Greed and Murdoch’s War on Access

by Craig Daniels on 12/28/2009

2010 is shaping up to be a banner year for innovation, and everyone is telling us to look forward to new opportunities in the New Year but few are pointing to concrete examples of those opportunities.

The NTY today ran another story (Adding Fees and Fences) about the growing call from large media producers for pay-as-you-go content sites, these sites will charge a fixed or ala-carte amount for their newly designated premium media content. The usual suspects are falling in behind Rupert Murdoch’s crotchety dark-age leadership with cries that they are being ripped off.

One can’t help but remember the last decade of these same shouts from the likes of the RIAA, and even today the NYT dragged out the dinosaur argument that file swapping was the primary culprit that killed the music industry’s golden egg (shame on your NYT). Murdoch and his greed infested followers are opening the door for all small businesses and organizations to create new and exciting collaborations that will help to quickly fill this void and further send these fossils into the grave.

What this is really about is not what they would have you believe. News Corp and the other relics are struggling to hold on to power, the power to control content from start to finish and they stay awake at night worrying about competition. The titans like Murdoch are really monopolists who talk about the benefits of capitalism and competition while all the while doing there best to stifle it. There is nothing fair or balanced in an economic system that rewards those who practice the craft of monopoly while at the same time punishes innovators and entrepreneurs.
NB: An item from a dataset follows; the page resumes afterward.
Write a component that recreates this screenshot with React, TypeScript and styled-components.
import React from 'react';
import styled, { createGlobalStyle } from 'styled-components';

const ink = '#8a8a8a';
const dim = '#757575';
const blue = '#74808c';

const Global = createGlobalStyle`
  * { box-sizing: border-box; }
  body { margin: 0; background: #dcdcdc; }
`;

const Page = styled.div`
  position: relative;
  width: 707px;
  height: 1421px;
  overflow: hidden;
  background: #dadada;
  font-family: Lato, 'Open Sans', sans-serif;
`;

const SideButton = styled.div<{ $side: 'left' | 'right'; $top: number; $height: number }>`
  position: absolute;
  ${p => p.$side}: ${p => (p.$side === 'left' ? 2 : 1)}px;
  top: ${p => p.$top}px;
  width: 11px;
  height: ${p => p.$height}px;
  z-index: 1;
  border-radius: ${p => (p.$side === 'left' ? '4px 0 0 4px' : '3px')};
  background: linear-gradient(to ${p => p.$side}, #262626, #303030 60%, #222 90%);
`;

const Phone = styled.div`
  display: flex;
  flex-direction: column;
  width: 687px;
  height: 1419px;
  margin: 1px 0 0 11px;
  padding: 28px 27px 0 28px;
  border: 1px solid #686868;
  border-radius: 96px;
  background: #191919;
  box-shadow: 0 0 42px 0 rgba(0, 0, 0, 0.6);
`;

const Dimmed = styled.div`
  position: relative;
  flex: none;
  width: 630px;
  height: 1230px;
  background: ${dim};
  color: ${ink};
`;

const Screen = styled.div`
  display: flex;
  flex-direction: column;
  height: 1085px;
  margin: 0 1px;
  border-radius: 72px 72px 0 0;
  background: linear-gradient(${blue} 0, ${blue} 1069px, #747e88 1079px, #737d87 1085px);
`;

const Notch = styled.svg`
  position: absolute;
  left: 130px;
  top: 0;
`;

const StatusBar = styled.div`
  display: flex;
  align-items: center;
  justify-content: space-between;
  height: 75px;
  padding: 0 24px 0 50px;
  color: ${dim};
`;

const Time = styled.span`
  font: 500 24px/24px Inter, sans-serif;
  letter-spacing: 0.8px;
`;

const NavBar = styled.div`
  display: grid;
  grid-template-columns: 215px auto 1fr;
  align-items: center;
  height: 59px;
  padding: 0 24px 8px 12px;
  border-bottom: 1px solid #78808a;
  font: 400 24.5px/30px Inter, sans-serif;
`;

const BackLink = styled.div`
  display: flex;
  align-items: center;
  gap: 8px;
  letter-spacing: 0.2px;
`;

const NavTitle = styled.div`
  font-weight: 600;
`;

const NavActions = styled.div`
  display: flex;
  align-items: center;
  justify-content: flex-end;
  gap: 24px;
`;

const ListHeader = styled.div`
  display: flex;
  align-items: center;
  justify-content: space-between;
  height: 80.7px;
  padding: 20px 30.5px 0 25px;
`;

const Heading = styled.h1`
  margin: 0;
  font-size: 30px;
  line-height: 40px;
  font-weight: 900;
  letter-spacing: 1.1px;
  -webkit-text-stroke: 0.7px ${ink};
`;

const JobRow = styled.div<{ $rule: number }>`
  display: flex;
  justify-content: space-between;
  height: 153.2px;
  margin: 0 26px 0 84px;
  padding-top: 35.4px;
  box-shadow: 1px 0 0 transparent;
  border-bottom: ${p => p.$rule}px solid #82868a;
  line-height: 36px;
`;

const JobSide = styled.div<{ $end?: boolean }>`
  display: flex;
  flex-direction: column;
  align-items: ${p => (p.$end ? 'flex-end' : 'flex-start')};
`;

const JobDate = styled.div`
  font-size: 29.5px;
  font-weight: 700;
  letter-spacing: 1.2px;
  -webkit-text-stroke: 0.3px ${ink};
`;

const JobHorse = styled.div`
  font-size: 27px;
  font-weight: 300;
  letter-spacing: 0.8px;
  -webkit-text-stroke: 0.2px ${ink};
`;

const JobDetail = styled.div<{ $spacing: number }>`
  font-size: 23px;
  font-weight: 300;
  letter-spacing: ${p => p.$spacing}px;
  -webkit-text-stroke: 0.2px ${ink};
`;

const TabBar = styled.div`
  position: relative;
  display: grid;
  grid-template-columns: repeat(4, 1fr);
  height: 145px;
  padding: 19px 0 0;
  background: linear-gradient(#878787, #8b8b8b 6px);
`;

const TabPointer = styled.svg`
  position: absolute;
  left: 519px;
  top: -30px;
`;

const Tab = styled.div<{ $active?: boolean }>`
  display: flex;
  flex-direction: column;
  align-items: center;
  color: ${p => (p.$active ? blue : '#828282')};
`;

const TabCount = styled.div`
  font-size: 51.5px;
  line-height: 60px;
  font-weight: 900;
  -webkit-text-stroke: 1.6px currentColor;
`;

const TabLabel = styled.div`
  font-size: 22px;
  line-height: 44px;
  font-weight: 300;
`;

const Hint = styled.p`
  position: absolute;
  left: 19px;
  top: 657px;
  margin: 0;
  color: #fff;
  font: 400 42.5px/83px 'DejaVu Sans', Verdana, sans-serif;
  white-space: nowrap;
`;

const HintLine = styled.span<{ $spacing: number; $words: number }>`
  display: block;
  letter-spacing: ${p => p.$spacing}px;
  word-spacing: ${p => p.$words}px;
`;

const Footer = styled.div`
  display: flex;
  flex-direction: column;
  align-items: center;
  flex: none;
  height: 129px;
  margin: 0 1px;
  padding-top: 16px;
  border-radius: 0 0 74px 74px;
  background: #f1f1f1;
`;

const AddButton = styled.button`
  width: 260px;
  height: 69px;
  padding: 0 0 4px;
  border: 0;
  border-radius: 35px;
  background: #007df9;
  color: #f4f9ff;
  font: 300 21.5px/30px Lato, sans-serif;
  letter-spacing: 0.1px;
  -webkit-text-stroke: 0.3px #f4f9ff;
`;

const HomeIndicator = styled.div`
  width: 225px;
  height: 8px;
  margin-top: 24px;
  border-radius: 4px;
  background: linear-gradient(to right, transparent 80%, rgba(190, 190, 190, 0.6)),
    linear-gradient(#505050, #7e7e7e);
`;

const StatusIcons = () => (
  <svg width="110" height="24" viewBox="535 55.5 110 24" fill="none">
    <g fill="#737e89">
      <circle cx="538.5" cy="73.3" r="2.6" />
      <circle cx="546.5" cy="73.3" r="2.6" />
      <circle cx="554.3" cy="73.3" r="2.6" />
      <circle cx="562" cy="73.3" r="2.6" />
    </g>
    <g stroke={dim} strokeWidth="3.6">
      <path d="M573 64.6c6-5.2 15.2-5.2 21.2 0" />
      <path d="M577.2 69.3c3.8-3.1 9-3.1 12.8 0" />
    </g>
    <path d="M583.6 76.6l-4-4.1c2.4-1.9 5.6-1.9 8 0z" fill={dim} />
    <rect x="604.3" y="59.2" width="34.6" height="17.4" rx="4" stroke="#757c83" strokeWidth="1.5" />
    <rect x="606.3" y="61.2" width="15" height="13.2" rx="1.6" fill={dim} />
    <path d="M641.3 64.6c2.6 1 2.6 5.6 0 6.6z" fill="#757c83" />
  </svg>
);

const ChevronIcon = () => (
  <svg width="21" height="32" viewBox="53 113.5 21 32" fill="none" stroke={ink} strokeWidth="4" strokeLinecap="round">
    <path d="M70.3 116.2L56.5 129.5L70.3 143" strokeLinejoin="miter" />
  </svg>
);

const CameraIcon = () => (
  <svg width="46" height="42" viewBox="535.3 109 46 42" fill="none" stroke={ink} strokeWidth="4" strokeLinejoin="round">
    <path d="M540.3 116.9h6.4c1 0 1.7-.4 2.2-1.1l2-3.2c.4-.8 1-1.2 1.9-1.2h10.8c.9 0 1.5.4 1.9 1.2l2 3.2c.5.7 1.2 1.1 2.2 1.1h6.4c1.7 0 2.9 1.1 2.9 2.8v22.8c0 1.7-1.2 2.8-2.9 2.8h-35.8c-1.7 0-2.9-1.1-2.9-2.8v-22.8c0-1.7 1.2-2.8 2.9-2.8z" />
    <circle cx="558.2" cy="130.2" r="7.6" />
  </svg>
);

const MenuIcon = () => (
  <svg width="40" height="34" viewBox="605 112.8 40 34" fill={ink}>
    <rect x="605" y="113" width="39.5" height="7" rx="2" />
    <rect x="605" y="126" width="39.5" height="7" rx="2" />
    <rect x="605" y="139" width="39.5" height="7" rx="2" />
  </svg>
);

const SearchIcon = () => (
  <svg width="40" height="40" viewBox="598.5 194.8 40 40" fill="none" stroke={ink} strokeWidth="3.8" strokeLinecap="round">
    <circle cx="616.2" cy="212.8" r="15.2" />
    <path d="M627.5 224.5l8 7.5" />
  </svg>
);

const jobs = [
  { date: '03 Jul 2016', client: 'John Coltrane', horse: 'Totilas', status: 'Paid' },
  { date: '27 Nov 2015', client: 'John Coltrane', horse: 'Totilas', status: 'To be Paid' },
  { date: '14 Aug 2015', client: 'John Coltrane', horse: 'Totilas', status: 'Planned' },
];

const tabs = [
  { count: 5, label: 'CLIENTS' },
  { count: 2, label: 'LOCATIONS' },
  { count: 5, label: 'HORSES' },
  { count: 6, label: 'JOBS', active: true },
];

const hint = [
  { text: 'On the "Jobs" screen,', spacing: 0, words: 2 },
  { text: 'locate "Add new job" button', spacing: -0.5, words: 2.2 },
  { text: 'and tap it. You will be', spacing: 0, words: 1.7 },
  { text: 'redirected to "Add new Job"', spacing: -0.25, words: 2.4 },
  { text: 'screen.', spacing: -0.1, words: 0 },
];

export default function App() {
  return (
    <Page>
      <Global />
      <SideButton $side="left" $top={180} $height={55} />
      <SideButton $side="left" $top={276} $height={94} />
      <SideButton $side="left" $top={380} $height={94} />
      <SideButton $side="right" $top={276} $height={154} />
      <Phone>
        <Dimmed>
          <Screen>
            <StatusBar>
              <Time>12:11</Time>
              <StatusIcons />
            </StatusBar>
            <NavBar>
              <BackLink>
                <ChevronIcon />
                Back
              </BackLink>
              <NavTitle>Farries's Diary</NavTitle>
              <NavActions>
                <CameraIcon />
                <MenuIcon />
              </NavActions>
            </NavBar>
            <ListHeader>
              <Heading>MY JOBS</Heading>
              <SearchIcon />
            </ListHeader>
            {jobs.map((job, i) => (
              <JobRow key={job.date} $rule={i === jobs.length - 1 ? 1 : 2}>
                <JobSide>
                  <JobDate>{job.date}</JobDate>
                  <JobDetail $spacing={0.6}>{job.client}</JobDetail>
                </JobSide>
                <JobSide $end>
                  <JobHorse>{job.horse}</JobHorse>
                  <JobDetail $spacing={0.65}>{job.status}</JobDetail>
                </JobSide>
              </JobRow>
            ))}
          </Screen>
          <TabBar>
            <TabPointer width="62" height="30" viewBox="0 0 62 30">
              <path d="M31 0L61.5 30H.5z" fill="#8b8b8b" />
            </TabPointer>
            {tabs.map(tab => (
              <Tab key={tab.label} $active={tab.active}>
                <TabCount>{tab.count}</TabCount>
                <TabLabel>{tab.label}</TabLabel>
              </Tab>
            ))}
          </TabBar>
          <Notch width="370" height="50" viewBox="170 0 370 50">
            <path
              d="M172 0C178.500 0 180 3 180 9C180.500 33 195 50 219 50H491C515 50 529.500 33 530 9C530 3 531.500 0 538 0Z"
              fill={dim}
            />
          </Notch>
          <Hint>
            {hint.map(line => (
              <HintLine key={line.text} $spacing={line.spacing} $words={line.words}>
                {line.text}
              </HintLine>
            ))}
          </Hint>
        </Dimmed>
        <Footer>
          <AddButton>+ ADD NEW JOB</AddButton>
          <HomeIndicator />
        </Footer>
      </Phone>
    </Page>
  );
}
Small business and nonprofits can benefit mightily from the dinosaurs walling themselves off. Small business entrepreneurs can take the lead in creating alliances that create content and products, getting them to market faster and cheaper then the old guard could ever hope to. The water in the kettle is about to boil sounding the call to innovation and over the next couple of months I will share some collaboration ideas to help make these behemoths obsolete.